_Dataset content:_
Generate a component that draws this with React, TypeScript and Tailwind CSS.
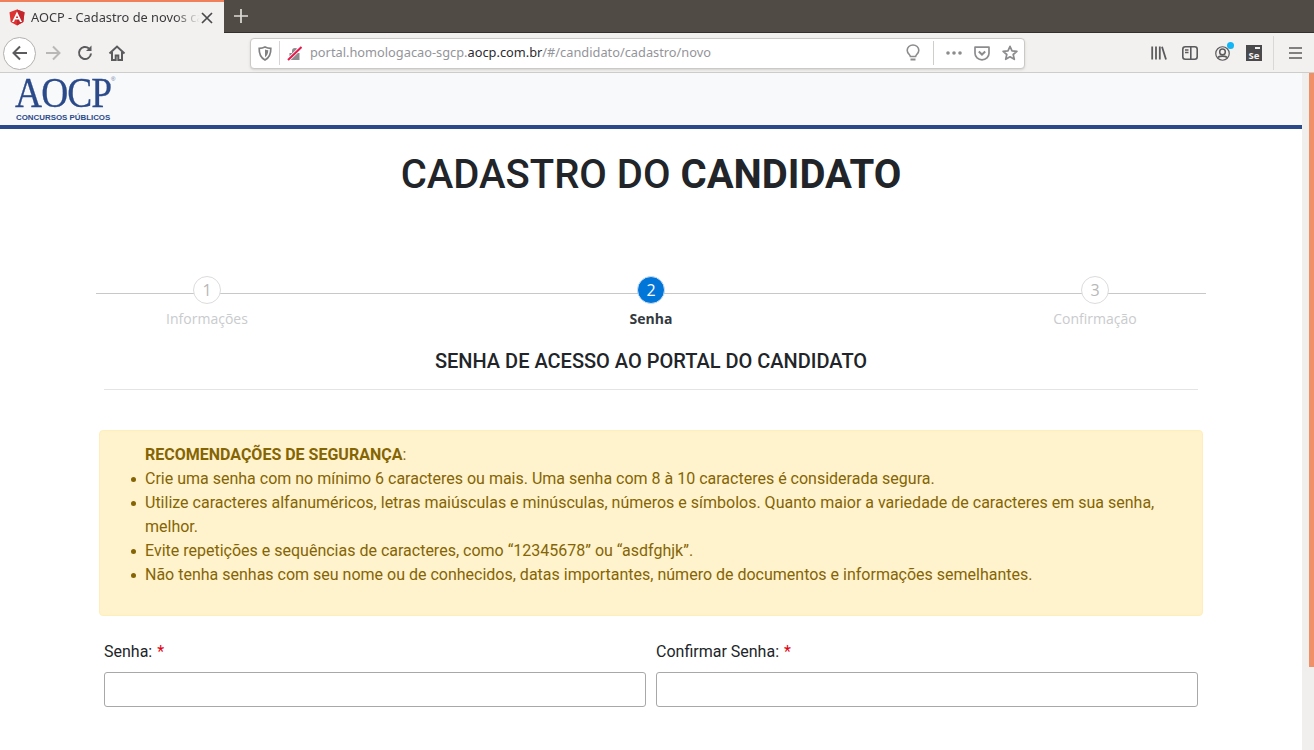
import React from "react";

const I = "#5b5b5d";
const U = "#8c8c8e";

function Favicon() {
  return (
    <svg width="16" height="17" viewBox="0 0 16 17" className="shrink-0">
      <path d="M8 0.5 L15.5 3.2 L14.3 13 L8 16.5 L1.7 13 L0.5 3.2 Z" fill="#dd3333" />
      <path d="M8 0.5 L15.5 3.2 L14.3 13 L8 16.5 Z" fill="#c3262c" />
      <path fillRule="evenodd" d="M8 2.4 L13 13 H11 L10 10.5 H6 L5 13 H3 Z M8 6.4 L6.8 9.1 H9.2 Z" fill="#fff" />
    </svg>
  );
}

function Toolbar() {
  return (
    <div className="flex h-10 shrink-0 items-center border-b border-[#cfcdca] bg-[#f3f1ef] pt-px">
      <div className="ml-[3px] flex h-[33px] w-[33px] items-center justify-center rounded-full border border-[#b3b1af] bg-white">
        <svg width="18" height="18" viewBox="0 0 18 18" fill="none" stroke={I} strokeWidth="2">
          <path d="M16 9H2.5M9 2.5 2.5 9 9 15.5" />
        </svg>
      </div>
      <svg className="ml-[8px]" width="18" height="18" viewBox="0 0 18 18" fill="none" stroke="#b9b8b6" strokeWidth="2">
        <path d="M2 9h13.5M9 2.5 15.5 9 9 15.5" />
      </svg>
      <svg className="ml-[14px]" width="18" height="18" viewBox="0 0 18 18" fill="none" stroke={I} strokeWidth="2">
        <path d="M15 9.5A6 6 0 1 1 13 4.5" />
        <path d="M15.5 1.5v5.5h-5.5z" fill={I} stroke="none" />
      </svg>
      <svg className="ml-[14px]" width="18" height="18" viewBox="0 0 18 18" fill="none" stroke={I} strokeWidth="2">
        <path d="M1.5 9.5 9 2.5l7.5 7" />
        <path d="M4 8v8h3.7v-4.5h2.6V16H14V8" />
      </svg>

      <div className="ml-[124px] flex h-[31px] w-[775px] items-center rounded border border-[#cbc9c6] bg-white shadow-sm">
        <svg className="ml-[7px]" width="14" height="15" viewBox="0 0 14 15" fill="none" stroke="#808082" strokeWidth="1.7">
          <path d="M7 1c2 1 4 1.3 5.8 1.3C13 8 11 12 7 14 3 12 1 8 1.2 2.3 3 2.3 5 2 7 1Z" />
          <path d="M7 3.5c1 .5 2 .7 3.3.8C10.2 7.5 9 10 7 11.3Z" fill="#808082" stroke="none" />
        </svg>
        <div className="ml-[7px] h-[24px] w-px bg-[#d8d6d4]" />
        <svg className="ml-[7px]" width="15" height="15" viewBox="0 0 15 15">
          <path d="M5 7V5a3 3 0 0 1 6 0v2h1.5v7h-10V7Z" fill={U} />
          <path d="M1 14 14.5 1" stroke="#ffffff" strokeWidth="3.6" />
          <path d="M1 14 14.5 1" stroke="#e8174b" strokeWidth="2" />
        </svg>
        <span className="ml-[8px] whitespace-nowrap font-['Noto_Sans',sans-serif] text-[12.8px] text-[#94949a]">
          portal.homologacao-sgcp.<span className="text-[#2c2c30]">aocp.com.br</span>/#/candidato/cadastro/novo
        </span>
        <div className="flex-1" />
        <svg width="14" height="18" viewBox="0 0 14 18" fill="none" stroke={U} strokeWidth="1.6">
          <path d="M4.4 12.5C4 10.5 1.2 9.5 1.2 6.2a5.8 5.2 0 0 1 11.6 0c0 3.3-2.8 4.3-3.2 6.3Z" />
          <path d="M4.5 15.5h5" strokeWidth="2" />
        </svg>
        <div className="ml-[13px] h-[24px] w-px bg-[#d0cecc]" />
        <svg className="ml-[12px]" width="16" height="4" viewBox="0 0 16 4" fill={U}>
          <circle cx="2" cy="2" r="1.8" />
          <circle cx="8" cy="2" r="1.8" />
          <circle cx="14" cy="2" r="1.8" />
        </svg>
        <svg className="ml-[12px]" width="16" height="15" viewBox="0 0 16 15" fill="none" stroke={U} strokeWidth="1.7">
          <path d="M1 1.2h14v6a7 6.6 0 0 1-14 0Z" strokeLinejoin="round" />
          <path d="M4.8 5.6 8 8.6l3.2-3" strokeWidth="2" />
        </svg>
        <svg className="ml-[12px]" width="16" height="16" viewBox="0 0 16 16" fill="none" stroke={U} strokeWidth="1.7" strokeLinejoin="round">
          <path d="M8 1.3 10 5.8l4.9.5-3.7 3.2 1.1 4.8L8 11.8l-4.3 2.5 1.1-4.8L1.1 6.3 6 5.8Z" />
        </svg>
        <div className="w-[6px]" />
      </div>

      <svg className="ml-[126px]" width="16" height="14" viewBox="0 0 16 14" stroke={I} strokeWidth="1.8" fill="none">
        <path d="M1.2 0.5v13M5 0.5v13M8.8 0.5v13M11 0.8l4 12.6" />
      </svg>
      <svg className="ml-[15px]" width="16" height="14" viewBox="0 0 16 14" fill="none" stroke={I} strokeWidth="1.6">
        <rect x="0.8" y="0.8" width="14.4" height="12.4" rx="2.5" />
        <path d="M8.8 1v12" />
        <path d="M3 4h3.5M3 6.5h3.5" strokeWidth="1.4" />
      </svg>
      <div className="relative ml-[17px] h-[15px] w-[15px]">
        <svg width="15" height="15" viewBox="0 0 16 16" fill="none" stroke={I} strokeWidth="1.3">
          <circle cx="8" cy="8" r="7.2" />
          <circle cx="8" cy="6.3" r="3" fill="none" strokeWidth="1.6" />
          <path d="M3.2 12.5c1-2.2 8.6-2.2 9.6 0" strokeWidth="2" />
        </svg>
        <div className="absolute -top-[4px] -right-[4px] h-[7px] w-[7px] rounded-full bg-[#12b5f5]" />
      </div>
      <div className="relative ml-[16px] flex h-[16px] w-[16px] flex-col items-center justify-end bg-[#4a4a4c] font-['Noto_Sans',sans-serif] text-[9.5px] font-bold leading-[11px] text-[#f3f1ef]">
        Se
        <div className="absolute right-[2px] top-[2px] h-[2px] w-[5px] bg-[#f3f1ef]" />
      </div>
      <div className="ml-[11px] h-[34px] w-px bg-[#dad8d6]" />
      <svg className="ml-[15px]" width="13" height="12" viewBox="0 0 13 12" stroke={I} strokeWidth="1.7">
        <path d="M0 1h13M0 6h13M0 11h13" />
      </svg>
    </div>
  );
}

function Step({ n, label, active }: { n: number; label: string; active?: boolean }) {
  return (
    <div className="-mt-[18px] flex w-[222px] flex-col items-center">
      <div
        className={
          active
            ? "flex h-[28px] w-[28px] items-center justify-center rounded-full border border-[#c9dff2] bg-[#0275d8] font-['Open_Sans',sans-serif] text-[16px] text-white"
            : "flex h-[28px] w-[28px] items-center justify-center rounded-full border border-[#dcdcdc] bg-white font-['Open_Sans',sans-serif] text-[16px] text-[#b8b8b8]"
        }
      >
        {n}
      </div>
      <div
        className={
          active
            ? "mt-[5px] font-['Open_Sans',sans-serif] text-[14px] font-bold leading-[19px] text-[#343a40]"
            : "mt-[5px] font-['Open_Sans',sans-serif] text-[14px] leading-[19px] text-[#c9cbcd]"
        }
      >
        {label}
      </div>
    </div>
  );
}

function Field({ label }: { label: string }) {
  return (
    <div className="flex w-[542px] flex-col">
      <div className="h-[24px] text-[16px] leading-[24px] text-[#212529]">
        {label}: <span className="ml-px text-[#e3000f]">*</span>
      </div>
      <input className="mt-[8px] h-[35px] rounded-[3px] border border-[#a8a8a8] bg-white" />
    </div>
  );
}

const li =
  "before:absolute before:-ml-[14px] before:mt-[10px] before:h-[5px] before:w-[5px] before:rounded-full before:bg-[#856404] before:content-['']";

export default function App() {
  return (
    <div className="flex h-[750px] w-[1314px] flex-col overflow-hidden bg-white font-['Roboto',sans-serif]">
      <div className="flex h-[33px] shrink-0 bg-[#504c45]">
        <div className="flex h-[33px] w-[224px] items-center border-t-2 border-[#f0805c] bg-[#f3f1ef] pl-[9px]">
          <Favicon />
          <span className="ml-[6px] w-[169px] overflow-hidden whitespace-nowrap font-['Noto_Sans',sans-serif] text-[12.8px] text-[#3a3a3c] [mask-image:linear-gradient(to_right,black_85%,transparent)]">
            AOCP - Cadastro de novos candidatos
          </span>
          <svg width="12" height="12" viewBox="0 0 12 12" className="ml-[1px]" stroke="#4a4a4c" strokeWidth="1.7">
            <path d="M1 1l10 10M11 1 1 11" />
          </svg>
        </div>
        <div className="flex flex-1 border-b border-[#33312d]">
          <svg width="14" height="14" viewBox="0 0 14 14" className="ml-[10px] mt-[9px]" stroke="#dedcd8" strokeWidth="1.7">
            <path d="M7 0v14M0 7h14" />
          </svg>
        </div>
      </div>
      <Toolbar />

      <div className="flex min-h-0 flex-1">
        <div className="flex min-w-0 flex-1 flex-col">
          <div className="flex h-[52px] shrink-0 flex-col bg-[#f8f9fb] pl-[15px] font-['Liberation_Serif',serif] text-[#2a4a8a]">
            <div className="relative mt-px h-[38px] w-[100px]">
              <div className="origin-left scale-x-[0.87] whitespace-nowrap text-[43px] leading-[38px] tracking-[-1px] [-webkit-text-stroke:0.3px_#2a4a8a]">AOCP</div>
              <span className="absolute -top-px left-[96px] font-['Liberation_Sans',sans-serif] text-[6px] leading-[12px] text-[#5f75a5]">®</span>
            </div>
            <div className="mt-px whitespace-nowrap pl-px font-['Liberation_Sans',sans-serif] text-[7.9px] font-bold leading-[10px]">
              CONCURSOS PÚBLICOS
            </div>
          </div>
          <div className="h-[4px] shrink-0 bg-[#2a4a8a]" />

          <h1 className="mt-[22px] h-[48px] text-center text-[40px] font-medium leading-[48px] text-[#212529]">
            CADASTRO DO <span className="font-bold">CANDIDATO</span>
          </h1>

          <div className="mx-[96px] mt-[94px] flex justify-between border-t border-[#c8c8c8]">
            <Step n={1} label="Informações" />
            <Step n={2} label="Senha" active />
            <Step n={3} label="Confirmação" />
          </div>

          <h2 className="mt-[21px] text-center text-[20px] font-medium leading-[24px] text-[#212529]">
            SENHA DE ACESSO AO PORTAL DO CANDIDATO
          </h2>
          <hr className="mx-[104px] mt-[16px] border-[#e4e4e4]" />

          <div className="mx-[99px] mt-[40px] h-[186px] rounded border border-[#ffeeba] bg-[#fff3cd] pl-[45px] pr-[40px] pt-[12px] text-[16px] leading-[24px] text-[#856404]">
            <div>
              <strong className="font-bold">RECOMENDAÇÕES DE SEGURANÇA</strong>:
            </div>
            <ul className="list-none">
              <li className={li}>Crie uma senha com no mínimo 6 caracteres ou mais. Uma senha com 8 à 10 caracteres é considerada segura.</li>
              <li className={li}>Utilize caracteres alfanuméricos, letras maiúsculas e minúsculas, números e símbolos. Quanto maior a variedade de caracteres em sua senha, melhor.</li>
              <li className={li}>Evite repetições e sequências de caracteres, como “12345678” ou “asdfghjk”.</li>
              <li className={li}>Não tenha senhas com seu nome ou de conhecidos, datas importantes, número de documentos e informações semelhantes.</li>
            </ul>
          </div>

          <div className="mx-[104px] mt-[24px] flex gap-[10px]">
            <Field label="Senha" />
            <Field label="Confirmar Senha" />
          </div>
        </div>

        <div className="flex w-[12px] shrink-0 justify-end bg-[#f0efed]">
          <div className="h-[594px] w-[5px] bg-[#f09068]" />
        </div>
      </div>
    </div>
  );
}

_Exercise task:_
Scan the data above; copy every line where "React" appears.

_Expected output:_
Generate a component that draws this with React, TypeScript and Tailwind CSS.
import React from "react";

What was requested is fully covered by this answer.